Friday, November 18, 2011

Derrida on love

One of the first questions one can pose is the question of the difference between the who and the what. Is love the love of someone or the love of some things? Okay, supposing I loved someone. Do I love someone for the absolute singularity of who they are? “I love you because you are you”. Or do I love your qualities, your beauty, your intelligence? Does one love someone, or does love something about someone? The difference between the who and the what at the heart of love, separates the heart.

It is often said that love is the movement of the heart. Does my heart move because I love someone who is an absolute singularity, or because I love the way that someone is? Often, love starts with some type of seduction. One is attracted because the other is like this or like that. Inversely, love is disappointed and dies when one comes to realize the other person doesn’t merit our love. The other person isn’t like this or like that. So at the death of love, it appears that one stops loving another not because of who they are, but because they are such and such. That is to say, the history of love, the heart of love, is divided between the who and the what.
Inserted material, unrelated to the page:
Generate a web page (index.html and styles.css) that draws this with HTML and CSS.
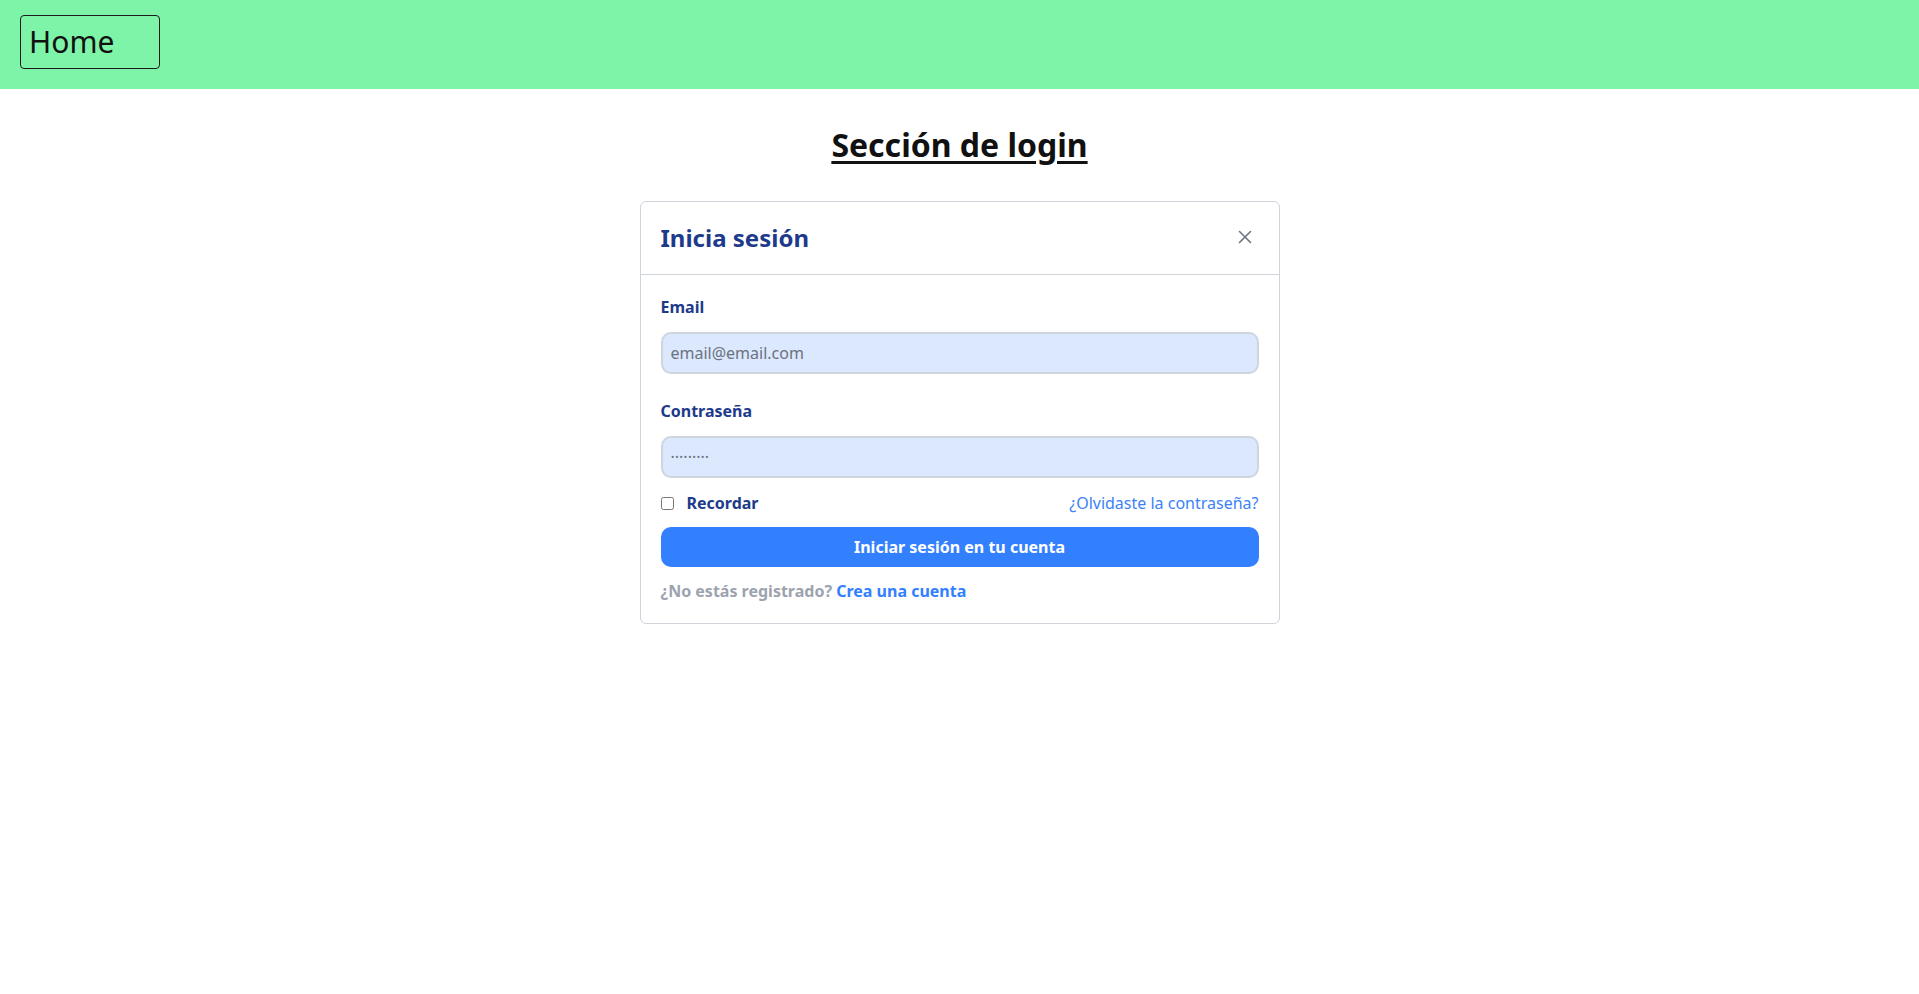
FILE: index.html
```html
<!DOCTYPE html>
<html lang="es">
<head>
<meta charset="utf-8">
<title>Login</title>
<link rel="stylesheet" href="styles.css">
</head>
<body>
<header class="topbar">
  <button class="home-btn" type="button">Home</button>
</header>
<main class="page">
  <h1 class="page-title">Sección de login</h1>
  <section class="card">
    <div class="card-head">
      <h3 class="card-title">Inicia sesión</h3>
      <button class="close-btn" type="button" aria-label="Cerrar">
        <svg width="14" height="14" viewBox="0 0 14 14" fill="none" stroke="currentColor" stroke-width="1.6" stroke-linecap="round"><path d="M1.5 1.5l11 11M12.5 1.5l-11 11"/></svg>
      </button>
    </div>
    <form class="card-body">
      <label class="field-label" for="email">Email</label>
      <input class="field-input" id="email" type="email" placeholder="email@email.com">
      <label class="field-label gap-top" for="pass">Contraseña</label>
      <input class="field-input" id="pass" type="password" placeholder="·········">
      <div class="options-row">
        <label class="remember"><input class="check" type="checkbox"><span>Recordar</span></label>
        <a class="forgot" href="#">¿Olvidaste la contraseña?</a>
      </div>
      <button class="submit-btn" type="button">Iniciar sesión en tu cuenta</button>
      <p class="register">¿No estás registrado? <a href="#" class="register-link">Crea una cuenta</a></p>
    </form>
  </section>
</main>
</body>
</html>
```
FILE: styles.css
```css
* { box-sizing: border-box; }
html, body { margin: 0; padding: 0; background: #fff; }
body { font-family: "Noto Sans", "Open Sans", sans-serif; color: #111; }

.topbar {
  background: #7ef4a8;
  height: 89px;
  padding: 15px 20px 0;
}
.home-btn {
  display: block;
  width: 140px;
  height: 54px;
  padding: 0 0 0 8px;
  text-align: left;
  font-family: "Noto Sans", sans-serif;
  font-size: 30px;
  line-height: 44px;
  color: #111;
  background: transparent;
  border: 1px solid #1a1a1a;
  border-radius: 4px;
}

.page { display: flex; flex-direction: column; align-items: center; }
.page-title {
  margin: 34px 0 34px;
  font-size: 32px;
  line-height: 44px;
  font-weight: 700;
  text-decoration: underline;
  text-underline-offset: 4px;
  color: #111;
}

.card {
  width: 640px;
  border: 1px solid #cfd3da;
  border-radius: 6px;
  background: #fff;
}
.card-head {
  display: flex;
  align-items: center;
  justify-content: space-between;
  height: 73px;
  padding: 0 20px;
  border-bottom: 1px solid #cfd3da;
}
.card-title {
  margin: 0;
  font-size: 24px;
  line-height: 32px;
  font-weight: 700;
  color: #1e3a8a;
}
.close-btn {
  width: 28px;
  height: 28px;
  padding: 0;
  display: flex;
  align-items: center;
  justify-content: center;
  border: 0;
  background: transparent;
  color: #6b7280;
  margin-top: -2px;
}

.card-body {
  display: flex;
  flex-direction: column;
  padding: 20px;
}
.field-label {
  font-size: 16px;
  line-height: 24px;
  font-weight: 700;
  color: #1e3a8a;
  margin-bottom: 13px;
}
.gap-top { margin-top: 25px; }
.field-input {
  height: 42px;
  width: 100%;
  padding: 0 8px;
  font-family: "Noto Sans", sans-serif;
  font-size: 16px;
  color: #111;
  background: #dbe8fd;
  border: 2px solid #cfd5de;
  border-radius: 10px;
  outline: none;
}
.field-input::placeholder { color: #6b7280; }

.options-row {
  display: flex;
  align-items: center;
  justify-content: space-between;
  margin-top: 13px;
  height: 24px;
}
.remember {
  display: flex;
  align-items: center;
  gap: 13px;
  font-size: 16px;
  line-height: 24px;
  font-weight: 700;
  color: #1e3a8a;
}
.check { width: 13px; height: 13px; margin: 0; }
.forgot {
  font-size: 16px;
  line-height: 24px;
  color: #3b82f6;
  text-decoration: none;
}

.submit-btn {
  margin-top: 12px;
  height: 40px;
  width: 100%;
  border: 0;
  border-radius: 10px;
  background: #3380ff;
  color: #fff;
  font-family: "Noto Sans", sans-serif;
  font-size: 16px;
  font-weight: 700;
}

.register {
  margin: 12px 0 0;
  font-size: 16px;
  line-height: 24px;
  font-weight: 700;
  color: #9ca3af;
}
.register-link { color: #3380ff; text-decoration: none; }
```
The question of Being - to return to philosophy – because the first question of philosophy is: What is it “to Be?” What is being? The question of Being is itself always already divided between who and what. Is “Being” someone or some thing? I speak of it abstractly, but I think that whoever starts to love, is in love, or stops loving, is caught between this division of the who and the what. One wants to be true to someone – singularly, irreplaceably – and one perceives that this someone isn’t x or y. They didn’t have the qualities, properties, the images, that I thought I’d loved. So fidelity is threatened by the difference between the who and the what.

(This excerpt is taken from the film about Jacques Derrida called "Derrida".)